Looking further down the message, the literals "password" and "publickey" also share a common parent, "Accepted", and a common child, "for". So that means the token in this position is also a variable token (of type TokenString).
You can find several tokens that share common parent and child in these two messages, which means each of these tokens can be extracted. And finally, we can determine that the single pattern that will match both is:
%time% %string% sshd [ %integer% ] : Accepted %string% for %string% from %ipv4% port %integer% ssh2
If later we add another message to this mix:
Jan 12 06:49:42 irc sshd[7034]: Failed password for root from 218.161.81.238 port 4228 ssh2
The Analyzer will determine that the literals "Accepted" in the 1st message, and "Failed" in the 3rd message share a common parent ":" and a common child "password", so it will determine that the token in this position is also a variable token.
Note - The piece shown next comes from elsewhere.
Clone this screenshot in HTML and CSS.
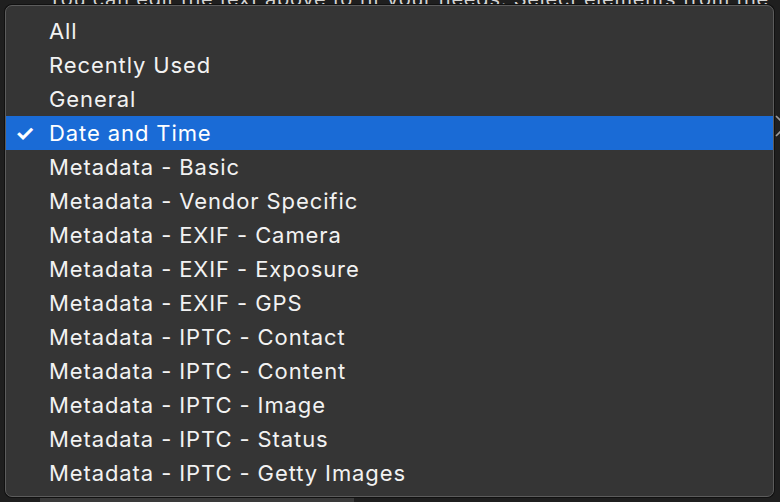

After all three messages are analyzed, the final pattern that will match all three messages is:
%time% %string% sshd [ %integer% ] : %string% %string% for %string% from %ipv4% port %integer% ssh2
func NewAnalyzer ¶
func NewAnalyzer() *Analyzer
func (*Analyzer) Add ¶
Add adds a single message sequence to the analysis tree. It will not determine if the tokens share a common parent or child at this point. After all the sequences are added, then Finalize() should be called.
type Parser ¶
type Parser struct {
// contains filtered or unexported fields
}
Parser is a tree-based parsing engine for log messages. It builds a parsing tree based on pattern sequence supplied, and for each message sequence, returns the matching pattern sequence. Each of the message tokens will be marked with the semantic tag types.
type Scanner ¶
type Scanner struct {
// contains filtered or unexported fields
}
Scanner is a sequential lexical analyzer that breaks a log message into a sequence of tokens. It is sequential because it goes through log message sequentially tokentizing each part of the message, without the use of regular expressions. The scanner currently recognizes time stamps, IPv4 addresses, URLs, MAC addresses, integers and floating point numbers.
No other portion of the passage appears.